Roy Oswalt is 31 and has a 131-67 record for a .662 percentage. He also has won 20 games in a season twice. But again, will he average 17 wins a year for 10 more seasons? I highly doubt it.
And what about Johan Santana? He is only 30, and clearly still at his best with a 7-3 record and 2.00 ERA so far this year. He has a 116-54 lifetime mark, good for a .682 percentage. But what he’ll need to do over the next 10-15 years is similar to Halladay or Oswalt.
There are plenty of good young pitchers, but with none of them even half-way to 300 wins yet I think it is a legitimate question whether anyone will ever reach that mark again. There are some sensible reasons to back such skepticism too. While I don’t have hard numbers here, it seems that pitchers are generally being treated ever more carefully with each passing season. We’ve had five-man rotations in place for over twenty years I think, but it is more than that. It seems like pitchers get held back just a bit more often, get given days off, and so on. For at least some numbers in support, see the seasonal leaders in Games Started, which continues to slowly creep downward as the years go by (not a dramatic decline year to year, but just a slow decrease over time).

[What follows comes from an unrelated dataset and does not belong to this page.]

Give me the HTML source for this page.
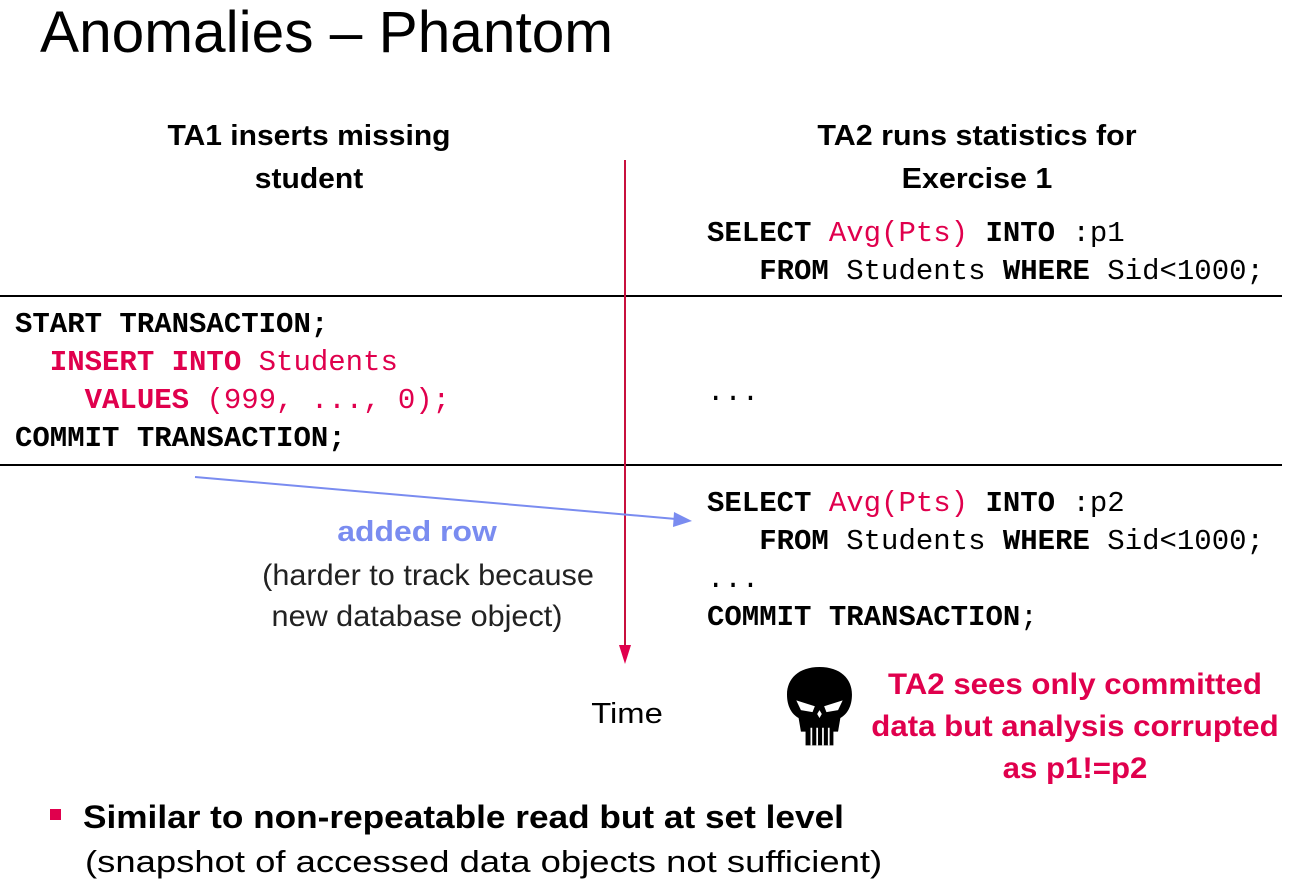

Further, we’ve definitely seen the rise of several classes of specialty relievers, first the one-inning closer and now too the dominant setup-man. Why keep a starter in the game if he is tiring, when you have two quality setup-men ready to go? Not every team has these yet, but more and more do it seems. The more reasons you have to take out your starters early, the less likely they’ll get a lot of decisions, and hence the less likely they’ll rack up the big career win totals.
While I wouldn’t want to bet too much money on the proposition that Randy Johnson will be the last to win 300, I think it is a fair question to ponder at this point.